On 09/14/2012 01:23 AM, Kinkie wrote:
> 3. define a sane overall syntax, ignoring backwards compatibility,
I am not sure others would support such a significant change/effort, but
here is how I would approach this:
I. Change parsing code so that all options have to call something like
ConfigParser::nextElement()
rather than calling one of
strtok(NULL, w_space),
strtok(NULL, my_special_pattern), or
ConfigParser::strtokFile()
functions and their combinations or variations. Converging on a
well-defined element extraction API will require non-trivial adjustment
of some of the parsing code, especially the one that uses custom
strtok() patterns, such as "eol" parsing code. The syntax of some of
those eol options will be changed.
We may need to add a robust block-quoting mechanism to handle inclusion
of HTML and other quote-reach text (see err_html_text for example).
Alternatively, such directives should be converted to load their text
from a file.
II. Change ConfigParser and friends to follow these rules:
0. Preprocessing.
line = TBD but no changes expected here; we will continue
to support line continuations using backslashes.
comment = prefix-comment / suffix-comment
prefix-comment = a line that starts with optional whitespace
followed by <#>
suffix-comment = optional whitespace followed by <#>,
followed by optional whitespace and end of line
Comments are stripped first. Continuation lines are then merged if
needed and fed into stage-1 parser described below.
ConfigParser::nextElement() returns nil at the end of a [merged] line.
1. Structure.
config = *( directive / whitespace )
directive = token *( word / whitespace )
At this stage, the parsing is applied to [possibly merged] lines. That
is, there are no new line characters at this stage. Whitespace is ignored.
2. Word syntax.
word := token / single_quoted_string / double_quoted_string
token := 1*tchar
single_quoted_string := <'> *(sqchar / escaped-pair) <'>
double_quoted_string := <"> *(dqchar / escaped-pair) <">
tchar = any char except whitespace, quotes, and backslash
sqchar = any char except single quote and backslash
dqchar = any char except double quote and backslash
escaped-pair = backslash followed by any char except new line
The quotes surrounding quoted strings are removed before the word is
returned to the higher-level code. However, their presence is remembered
in the word flags as it is significant for word interpretation described
below.
Legal backslashes are removed before the word is returned to the
higher-level code. TBD: This is not exactly true because "\$macro" is
not a macro but "$macro" is.
At the expense of some backward compatibility, we can exclude more
special characters from tokens (e.g., we can exclude parenthesis and
various operator signs in case we decide to support arithmetic or logic
operations later). Alternatively, we can declare certain tokens reserved
for future use.
3. Word interpretation.
The following rules are used to go from a syntax-level "word" (a
sequence of characters) to a semantics-level "element" object returned
by ConfigParser::nextElement().
* Words that start with a 5-letter "file:" prefix are interpreted as
file names. The corresponding file is loaded and ran through the
preprocessor. Each line in that file is then interpreted as a single
word. These words are returned via ConfigParser::nextElement() API,
transparently to the caller. TBD: Detail and explain that from-file word
syntax is different from #2 word syntax above because multiple tokens on
one line are interpreted as a single word even if they are not quoted.
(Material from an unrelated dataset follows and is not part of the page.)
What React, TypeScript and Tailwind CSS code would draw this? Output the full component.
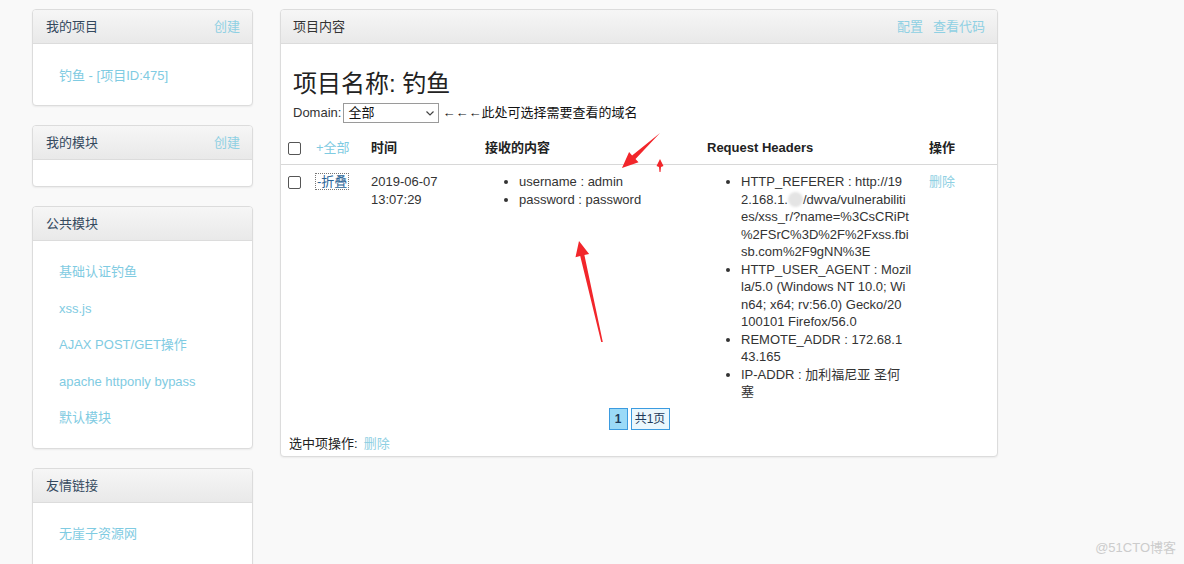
import React from "react";

const font = { fontFamily: '"Liberation Sans", Arial, "Noto Sans CJK SC", sans-serif' };

function SidePanel({ title, action, children, bodyClass }: { title: string; action?: string; children?: React.ReactNode; bodyClass: string }) {
  return (
    <div className="bg-white border border-[#dcdcdc] rounded-[4px] shadow-[0_1px_2px_rgba(0,0,0,0.06)] overflow-hidden">
      <div className="h-[34px] flex items-center justify-between pl-[13px] pr-[12px] bg-gradient-to-b from-[#f6f6f6] to-[#e9e9e9] border-b border-[#dcdcdc] text-[13px]">
        <span className="text-[#34495e]">{title}</span>
        {action && <span className="text-[#8fd0e3]">{action}</span>}
      </div>
      <div className={bodyClass}>{children}</div>
    </div>
  );
}

function Checkbox() {
  return <span className="inline-block w-[13px] h-[13px] border border-[#555] rounded-[2px] bg-white" />;
}

export default function App() {
  const links = ["基础认证钓鱼", "xss.js", "AJAX POST/GET操作", "apache httponly bypass", "默认模块"];
  return (
    <div style={font} className="relative w-[1184px] h-[564px] overflow-hidden bg-[#f9f9f9] text-[#333] text-[13px] flex items-start gap-[27px] pl-[32px] pt-[9px]">
      {/* left column */}
      <div className="w-[221px] flex flex-col gap-[19px] shrink-0">
        <SidePanel title="我的项目" action="创建" bodyClass="h-[61px] pt-[23px] pl-[26px]">
          <div className="leading-[18px] text-[#7fcbe2]">钓鱼 - [项目ID:475]</div>
        </SidePanel>
        <SidePanel title="我的模块" action="创建" bodyClass="h-[26px]" />
        <SidePanel title="公共模块" bodyClass="pt-[22px] pb-[21px] pl-[26px] flex flex-col gap-[18.5px]">
          {links.map((l) => (
            <div key={l} className="leading-[18px] text-[#7fcbe2]">{l}</div>
          ))}
        </SidePanel>
        <SidePanel title="友情链接" bodyClass="pt-[22px] pb-[30px] pl-[26px]">
          <div className="leading-[18px] text-[#7fcbe2]">无崖子资源网</div>
        </SidePanel>
      </div>

      {/* main panel */}
      <div className="w-[718px] h-[448px] shrink-0 bg-white border border-[#dcdcdc] rounded-[4px] shadow-[0_1px_2px_rgba(0,0,0,0.06)] overflow-hidden flex flex-col">
        <div className="h-[34px] shrink-0 flex items-center justify-between pl-[12px] pr-[12px] bg-gradient-to-b from-[#f6f6f6] to-[#e9e9e9] border-b border-[#dcdcdc]">
          <span className="text-[#333]">项目内容</span>
          <div className="flex gap-[10px] text-[#8fd0e3]">
            <span>配置</span>
            <span>查看代码</span>
          </div>
        </div>
        <div className="flex flex-col shrink-0">
          <div className="px-[12px] pt-[25px] text-[24px] leading-[30px] text-[#222]">项目名称: 钓鱼</div>
          <div className="px-[12px] mt-[4px] flex items-center h-[20px]">
            <span className="text-[#333]">Domain:</span>
            <div className="ml-[2px] w-[96px] h-[20px] border border-[#9a9a9a] flex items-center justify-between pl-[4px] pr-[3px] bg-white">
              <span className="text-[#111]">全部</span>
              <svg width="10" height="10" viewBox="0 0 10 10"><path d="M1.5 3.5 L5 7 L8.5 3.5" fill="none" stroke="#444" strokeWidth="1.2" /></svg>
            </div>
            <span className="ml-[3px] text-[#111]">←←←此处可选择需要查看的域名</span>
          </div>

          {/* table */}
          <div className="mt-[9px] grid grid-cols-[27px_55px_114px_222px_222px_76px] h-[33px] items-center border-b border-[#d8d8d8]">
            <div className="pl-[7px] flex items-center"><Checkbox /></div>
            <div className="pl-[8px] text-[#7fcbe2]">+全部</div>
            <div className="pl-[8px] font-bold text-[#222]">时间</div>
            <div className="pl-[8px] font-bold text-[#222]">接收的内容</div>
            <div className="pl-[8px] font-bold text-[#222]">Request Headers</div>
            <div className="pl-[8px] font-bold text-[#222]">操作</div>
          </div>
          <div className="grid grid-cols-[27px_55px_114px_222px_222px_76px] pt-[8px] leading-[17.5px]">
            <div className="pl-[7px] pt-[3px]"><Checkbox /></div>
            <div className="pl-[8px]">
              <span className="text-[#2a6496] outline outline-1 outline-dotted outline-[#777] px-[1px]">-折叠</span>
            </div>
            <div className="pl-[8px] leading-[18px]">
              <div>2019-06-07</div>
              <div>13:07:29</div>
            </div>
            <div className="pl-[8px]">
              <ul className="list-disc pl-[34px]">
                <li>username : admin</li>
                <li>password : password</li>
              </ul>
            </div>
            <div className="pl-[8px]">
              <ul className="list-disc pl-[34px] whitespace-nowrap">
                <li>
                  <span className="block">HTTP_REFERER : http://19</span>
                  <span className="block">
                    2.168.1.
                    <span className="inline-block w-[15px] h-[15px] align-[-3px] rounded-full bg-[#e4e4e4] blur-[1px]" />
                    /dwva/vulnerabiliti
                  </span>
                  <span className="block">es/xss_r/?name=%3CsCRiPt</span>
                  <span className="block">%2FSrC%3D%2F%2Fxss.fbi</span>
                  <span className="block">sb.com%2F9gNN%3E</span>
                </li>
                <li>
                  <span className="block">HTTP_USER_AGENT : Mozil</span>
                  <span className="block">la/5.0 (Windows NT 10.0; Wi</span>
                  <span className="block">n64; x64; rv:56.0) Gecko/20</span>
                  <span className="block">100101 Firefox/56.0</span>
                </li>
                <li>
                  <span className="block">REMOTE_ADDR : 172.68.1</span>
                  <span className="block">43.165</span>
                </li>
                <li>
                  <span className="block">IP-ADDR : 加利福尼亚 圣何</span>
                  <span className="block">塞</span>
                </li>
              </ul>
            </div>
            <div className="pl-[8px] text-[#8fd0e3]">删除</div>
          </div>

          {/* pagination */}
          <div className="mt-[7px] flex justify-center gap-[3px] text-[12px]">
            <div className="w-[19px] h-[22px] flex items-center justify-center bg-[#9bdaf7] border border-[#3b9be0] font-bold text-[#1e3a5a]">1</div>
            <div className="w-[39px] h-[22px] flex items-center justify-center bg-[#eaf7fd] border border-[#3b9be0] text-[#1e3a5a]">共1页</div>
          </div>
          <div className="px-[8px] mt-[5px] leading-[18px]">
            <span className="text-[#222]">选中项操作:</span>
            <span className="ml-[6px] text-[#8fd0e3]">删除</span>
          </div>
        </div>
      </div>

      {/* annotation arrows */}
      <svg className="absolute left-0 top-0 pointer-events-none" width="1184" height="564" viewBox="0 0 1184 564">
        <polygon points="660,133 635.5,159 638.5,162.3 622,168 629.1,152.1 632.1,155.4" fill="#f2262b" />
        <polygon points="660,159 663.5,166 661,167 660.5,172 659.5,172 659,167 656.5,166" fill="#f2262b" />
        <polygon points="602.8,342 584.4,255.1 589.1,254 579,241 575.5,257.2 580.2,256.1 601.2,342" fill="#f2262b" />
      </svg>

      <div className="absolute right-[8px] bottom-[7px] text-[13px] text-[#cccccc]">@51CTO博客</div>
    </div>
  );
}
TBD: We should honor quoted lines, but do we honor line continuations in
these files?
* Double-quoted words are checked for macros. Macros are prohibited in
directive names. It is also an error to specify a macro that the
corresponding squid.conf directive parameter does not support. The
directive and the macros determine exactly when and how the macros are
expanded. TBD: Detail $macro and ${macro(parameters)} syntax.
* Tokens and single-quoted words are not checked for macros.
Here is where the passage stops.